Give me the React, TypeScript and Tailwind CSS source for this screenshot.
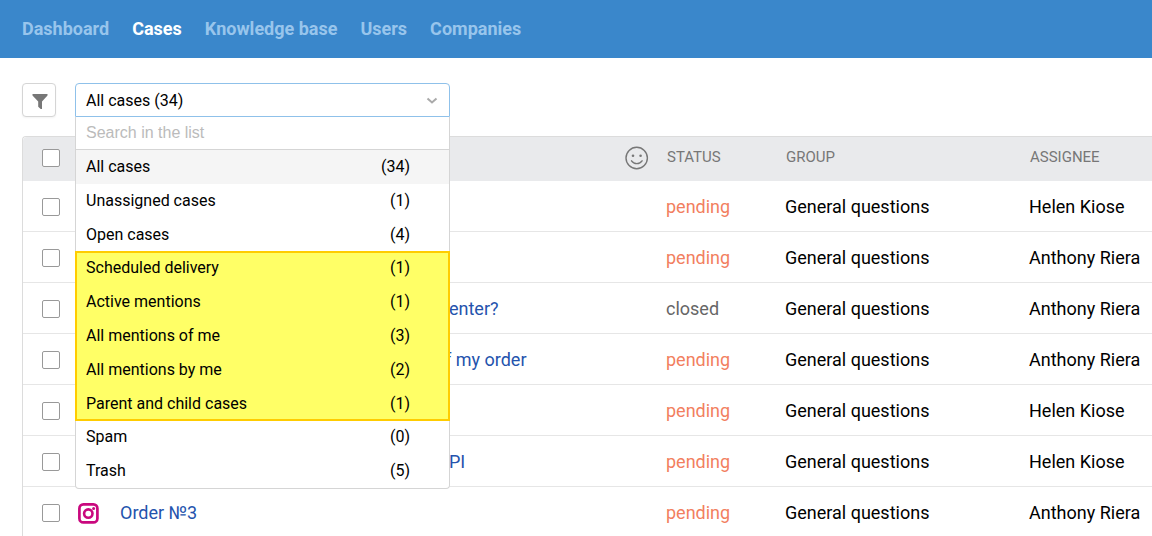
import { useState } from "react";
import clsx from "clsx";

const NAV = ["Dashboard", "Cases", "Knowledge base", "Users", "Companies"];

type Filter = { label: string; count: number };

const MAIN_FILTERS: Filter[] = [
  { label: "All cases", count: 34 },
  { label: "Unassigned cases", count: 1 },
  { label: "Open cases", count: 4 },
];

const MARKED_FILTERS: Filter[] = [
  { label: "Scheduled delivery", count: 1 },
  { label: "Active mentions", count: 1 },
  { label: "All mentions of me", count: 3 },
  { label: "All mentions by me", count: 2 },
  { label: "Parent and child cases", count: 1 },
];

const OTHER_FILTERS: Filter[] = [
  { label: "Spam", count: 0 },
  { label: "Trash", count: 5 },
];

type Case = { subject: string; indent?: string; status: "pending" | "closed"; assignee: string; instagram?: boolean };

const CASES: Case[] = [
  { subject: "", status: "pending", assignee: "Helen Kiose" },
  { subject: "", status: "pending", assignee: "Anthony Riera" },
  { subject: "enter?", indent: "pl-[329px]", status: "closed", assignee: "Anthony Riera" },
  { subject: "f my order", indent: "pl-[325px]", status: "pending", assignee: "Anthony Riera" },
  { subject: "", status: "pending", assignee: "Helen Kiose" },
  { subject: "PI", indent: "pl-[329px]", status: "pending", assignee: "Helen Kiose" },
  { subject: "Order №3", status: "pending", assignee: "Anthony Riera", instagram: true },
];

function FunnelIcon() {
  return (
    <svg viewBox="0 0 16 16" className="h-4 w-4" fill="#777" aria-hidden>
      <path d="M0.500 1h15v1.500L10 8.500V16H8.700L6.200 13.800V8.500L0.500 2.500z" />
    </svg>
  );
}

function ChevronIcon() {
  return (
    <svg viewBox="0 0 12 8" className="h-2 w-3" fill="none" stroke="#aaa" strokeWidth="2" aria-hidden>
      <path d="M1.500 1.500l4.500 4 4.500-4" />
    </svg>
  );
}

function SmileIcon() {
  return (
    <svg viewBox="0 0 24 24" className="h-6 w-6" fill="none" stroke="#777" strokeWidth="1.4" aria-hidden>
      <circle cx="11.700" cy="12" r="10.700" />
      <circle cx="8" cy="9.700" r="1.300" fill="#777" stroke="none" />
      <circle cx="15.600" cy="9.700" r="1.300" fill="#777" stroke="none" />
      <path d="M6.500 14.800c1.200 1.800 3 2.800 5.300 2.800s4.100-1 5.300-2.800" strokeLinecap="round" />
    </svg>
  );
}

function InstagramIcon() {
  return (
    <svg viewBox="0 0 21 21" className="h-[21px] w-[21px]" fill="none" stroke="#c9087e" aria-hidden>
      <rect x="1.400" y="1.400" width="18" height="18" rx="4" strokeWidth="2.700" />
      <circle cx="10.300" cy="10.600" r="4.200" strokeWidth="2.600" />
      <circle cx="15.600" cy="5.400" r="1.500" fill="#c9087e" stroke="none" />
    </svg>
  );
}

function Checkbox({ label }: { label: string }) {
  return (
    <input
      type="checkbox"
      aria-label={label}
      className="block h-[18px] w-[18px] appearance-none rounded-[2px] border border-[#999] bg-white checked:bg-[#3a87cb]"
    />
  );
}

function FilterRow({ filter, active, onSelect }: { filter: Filter; active: boolean; onSelect: (f: Filter) => void }) {
  return (
    <li>
      <button
        type="button"
        onClick={() => onSelect(filter)}
        className={clsx("flex h-[34px] w-full items-center justify-between pr-[39px] pl-[10px] text-left", active && "bg-[#f5f5f5]")}
      >
        <span>{filter.label}</span>
        <span>({filter.count})</span>
      </button>
    </li>
  );
}

function CaseFilter() {
  const [selected, setSelected] = useState(MAIN_FILTERS[0]);
  const rows = (filters: Filter[]) =>
    filters.map((f) => <FilterRow key={f.label} filter={f} active={f.label === selected.label} onSelect={setSelected} />);

  return (
    <div className="relative w-[375px] text-base text-black">
      <button
        type="button"
        aria-expanded="true"
        className="flex h-[34px] w-full items-center justify-between rounded-t border border-[#8fc1ea] bg-white pt-px pr-[11px] pl-[10px]"
      >
        <span>{selected.label} ({selected.count})</span>
        <ChevronIcon />
      </button>
      <div className="absolute top-full left-0 z-10 w-full rounded-b border border-t-0 border-[#d5d5d5] bg-white">
        <input
          type="text"
          aria-label="Search in the list"
          placeholder="Search in the list"
          className="block h-[33px] w-full border-b border-[#d5d5d5] px-[10px] font-['Liberation_Sans',sans-serif] outline-none placeholder:text-[#bbb]"
        />
        <ul>{rows(MAIN_FILTERS)}</ul>
        <ul className="-m-px bg-[#ffff66] px-px inset-ring-2 inset-ring-[#fc0]">{rows(MARKED_FILTERS)}</ul>
        <ul>{rows(OTHER_FILTERS)}</ul>
      </div>
    </div>
  );
}

function CaseTable() {
  return (
    <table className="w-full min-w-[1130px] table-fixed border-separate border-spacing-0 rounded-tl border-t border-l border-[#dcdcdc] text-left text-lg text-black">
      <thead>
        <tr className="h-11 bg-[#e9eaec] text-[15px] text-[#777] *:pb-0.5">
          <th className="w-[55px] rounded-tl pl-[19px]"><Checkbox label="Select all cases" /></th>
          <th className="w-[42px]" />
          <th className="w-[505px]" />
          <th className="w-[41px]"><SmileIcon /></th>
          <th className="w-[119px] pl-px font-normal">STATUS</th>
          <th className="w-[244px] pl-px font-normal">GROUP</th>
          <th className="pl-px font-normal">ASSIGNEE</th>
        </tr>
      </thead>
      <tbody>
        {CASES.map((c, i) => (
          <tr key={i} className="h-[51px] *:border-b *:border-[#e6e6e6] *:pt-0.5">
            <td className="pl-[19px]"><Checkbox label={`Select case ${i + 1}`} /></td>
            <td>{c.instagram && <InstagramIcon />}</td>
            <td className={clsx("whitespace-nowrap", c.indent)}>
              {c.subject && <a href="#case" className="text-[#2453ad]">{c.subject}</a>}
            </td>
            <td />
            <td className={c.status === "pending" ? "text-[#f27f5f]" : "text-[#666]"}>{c.status}</td>
            <td>General questions</td>
            <td className="whitespace-nowrap">{c.assignee}</td>
          </tr>
        ))}
      </tbody>
    </table>
  );
}

export default function App() {
  return (
    <div className="h-screen overflow-hidden bg-white font-[Roboto,sans-serif]">
      <nav className="flex h-[58px] items-center gap-[23px] bg-[#3a87cb] px-[22px] text-lg font-bold" aria-label="Main">
        {NAV.map((item) => (
          <a key={item} href={`#${item}`} className={item === "Cases" ? "text-white" : "text-[#98c5ec]"}>
            {item}
          </a>
        ))}
      </nav>
      <main className="pt-[25px] pl-[22px]">
        <div className="flex gap-[19px]">
          <button
            type="button"
            aria-label="Filter"
            className="flex h-[34px] w-[34px] items-center justify-center rounded border border-[#d5d5d5] bg-white pt-px pl-px shadow-xs"
          >
            <FunnelIcon />
          </button>
          <CaseFilter />
        </div>
        <div className="mt-[19px]">
          <CaseTable />
        </div>
      </main>
    </div>
  );
}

● **Required work**
Return the whole listing, word for word, and leave out every picture.

● **Complete answer**
Give me the React, TypeScript and Tailwind CSS source for this screenshot.
import { useState } from "react";
import clsx from "clsx";

const NAV = ["Dashboard", "Cases", "Knowledge base", "Users", "Companies"];

type Filter = { label: string; count: number };

const MAIN_FILTERS: Filter[] = [
  { label: "All cases", count: 34 },
  { label: "Unassigned cases", count: 1 },
  { label: "Open cases", count: 4 },
];

const MARKED_FILTERS: Filter[] = [
  { label: "Scheduled delivery", count: 1 },
  { label: "Active mentions", count: 1 },
  { label: "All mentions of me", count: 3 },
  { label: "All mentions by me", count: 2 },
  { label: "Parent and child cases", count: 1 },
];

const OTHER_FILTERS: Filter[] = [
  { label: "Spam", count: 0 },
  { label: "Trash", count: 5 },
];

type Case = { subject: string; indent?: string; status: "pending" | "closed"; assignee: string; instagram?: boolean };

const CASES: Case[] = [
  { subject: "", status: "pending", assignee: "Helen Kiose" },
  { subject: "", status: "pending", assignee: "Anthony Riera" },
  { subject: "enter?", indent: "pl-[329px]", status: "closed", assignee: "Anthony Riera" },
  { subject: "f my order", indent: "pl-[325px]", status: "pending", assignee: "Anthony Riera" },
  { subject: "", status: "pending", assignee: "Helen Kiose" },
  { subject: "PI", indent: "pl-[329px]", status: "pending", assignee: "Helen Kiose" },
  { subject: "Order №3", status: "pending", assignee: "Anthony Riera", instagram: true },
];

function FunnelIcon() {
  return (
    <svg viewBox="0 0 16 16" className="h-4 w-4" fill="#777" aria-hidden>
      <path d="M0.500 1h15v1.500L10 8.500V16H8.700L6.200 13.800V8.500L0.500 2.500z" />
    </svg>
  );
}

function ChevronIcon() {
  return (
    <svg viewBox="0 0 12 8" className="h-2 w-3" fill="none" stroke="#aaa" strokeWidth="2" aria-hidden>
      <path d="M1.500 1.500l4.500 4 4.500-4" />
    </svg>
  );
}

function SmileIcon() {
  return (
    <svg viewBox="0 0 24 24" className="h-6 w-6" fill="none" stroke="#777" strokeWidth="1.4" aria-hidden>
      <circle cx="11.700" cy="12" r="10.700" />
      <circle cx="8" cy="9.700" r="1.300" fill="#777" stroke="none" />
      <circle cx="15.600" cy="9.700" r="1.300" fill="#777" stroke="none" />
      <path d="M6.500 14.800c1.200 1.800 3 2.800 5.300 2.800s4.100-1 5.300-2.800" strokeLinecap="round" />
    </svg>
  );
}

function InstagramIcon() {
  return (
    <svg viewBox="0 0 21 21" className="h-[21px] w-[21px]" fill="none" stroke="#c9087e" aria-hidden>
      <rect x="1.400" y="1.400" width="18" height="18" rx="4" strokeWidth="2.700" />
      <circle cx="10.300" cy="10.600" r="4.200" strokeWidth="2.600" />
      <circle cx="15.600" cy="5.400" r="1.500" fill="#c9087e" stroke="none" />
    </svg>
  );
}

function Checkbox({ label }: { label: string }) {
  return (
    <input
      type="checkbox"
      aria-label={label}
      className="block h-[18px] w-[18px] appearance-none rounded-[2px] border border-[#999] bg-white checked:bg-[#3a87cb]"
    />
  );
}

function FilterRow({ filter, active, onSelect }: { filter: Filter; active: boolean; onSelect: (f: Filter) => void }) {
  return (
    <li>
      <button
        type="button"
        onClick={() => onSelect(filter)}
        className={clsx("flex h-[34px] w-full items-center justify-between pr-[39px] pl-[10px] text-left", active && "bg-[#f5f5f5]")}
      >
        <span>{filter.label}</span>
        <span>({filter.count})</span>
      </button>
    </li>
  );
}

function CaseFilter() {
  const [selected, setSelected] = useState(MAIN_FILTERS[0]);
  const rows = (filters: Filter[]) =>
    filters.map((f) => <FilterRow key={f.label} filter={f} active={f.label === selected.label} onSelect={setSelected} />);

  return (
    <div className="relative w-[375px] text-base text-black">
      <button
        type="button"
        aria-expanded="true"
        className="flex h-[34px] w-full items-center justify-between rounded-t border border-[#8fc1ea] bg-white pt-px pr-[11px] pl-[10px]"
      >
        <span>{selected.label} ({selected.count})</span>
        <ChevronIcon />
      </button>
      <div className="absolute top-full left-0 z-10 w-full rounded-b border border-t-0 border-[#d5d5d5] bg-white">
        <input
          type="text"
          aria-label="Search in the list"
          placeholder="Search in the list"
          className="block h-[33px] w-full border-b border-[#d5d5d5] px-[10px] font-['Liberation_Sans',sans-serif] outline-none placeholder:text-[#bbb]"
        />
        <ul>{rows(MAIN_FILTERS)}</ul>
        <ul className="-m-px bg-[#ffff66] px-px inset-ring-2 inset-ring-[#fc0]">{rows(MARKED_FILTERS)}</ul>
        <ul>{rows(OTHER_FILTERS)}</ul>
      </div>
    </div>
  );
}

function CaseTable() {
  return (
    <table className="w-full min-w-[1130px] table-fixed border-separate border-spacing-0 rounded-tl border-t border-l border-[#dcdcdc] text-left text-lg text-black">
      <thead>
        <tr className="h-11 bg-[#e9eaec] text-[15px] text-[#777] *:pb-0.5">
          <th className="w-[55px] rounded-tl pl-[19px]"><Checkbox label="Select all cases" /></th>
          <th className="w-[42px]" />
          <th className="w-[505px]" />
          <th className="w-[41px]"><SmileIcon /></th>
          <th className="w-[119px] pl-px font-normal">STATUS</th>
          <th className="w-[244px] pl-px font-normal">GROUP</th>
          <th className="pl-px font-normal">ASSIGNEE</th>
        </tr>
      </thead>
      <tbody>
        {CASES.map((c, i) => (
          <tr key={i} className="h-[51px] *:border-b *:border-[#e6e6e6] *:pt-0.5">
            <td className="pl-[19px]"><Checkbox label={`Select case ${i + 1}`} /></td>
            <td>{c.instagram && <InstagramIcon />}</td>
            <td className={clsx("whitespace-nowrap", c.indent)}>
              {c.subject && <a href="#case" className="text-[#2453ad]">{c.subject}</a>}
            </td>
            <td />
            <td className={c.status === "pending" ? "text-[#f27f5f]" : "text-[#666]"}>{c.status}</td>
            <td>General questions</td>
            <td className="whitespace-nowrap">{c.assignee}</td>
          </tr>
        ))}
      </tbody>
    </table>
  );
}

export default function App() {
  return (
    <div className="h-screen overflow-hidden bg-white font-[Roboto,sans-serif]">
      <nav className="flex h-[58px] items-center gap-[23px] bg-[#3a87cb] px-[22px] text-lg font-bold" aria-label="Main">
        {NAV.map((item) => (
          <a key={item} href={`#${item}`} className={item === "Cases" ? "text-white" : "text-[#98c5ec]"}>
            {item}
          </a>
        ))}
      </nav>
      <main className="pt-[25px] pl-[22px]">
        <div className="flex gap-[19px]">
          <button
            type="button"
            aria-label="Filter"
            className="flex h-[34px] w-[34px] items-center justify-center rounded border border-[#d5d5d5] bg-white pt-px pl-px shadow-xs"
          >
            <FunnelIcon />
          </button>
          <CaseFilter />
        </div>
        <div className="mt-[19px]">
          <CaseTable />
        </div>
      </main>
    </div>
  );
}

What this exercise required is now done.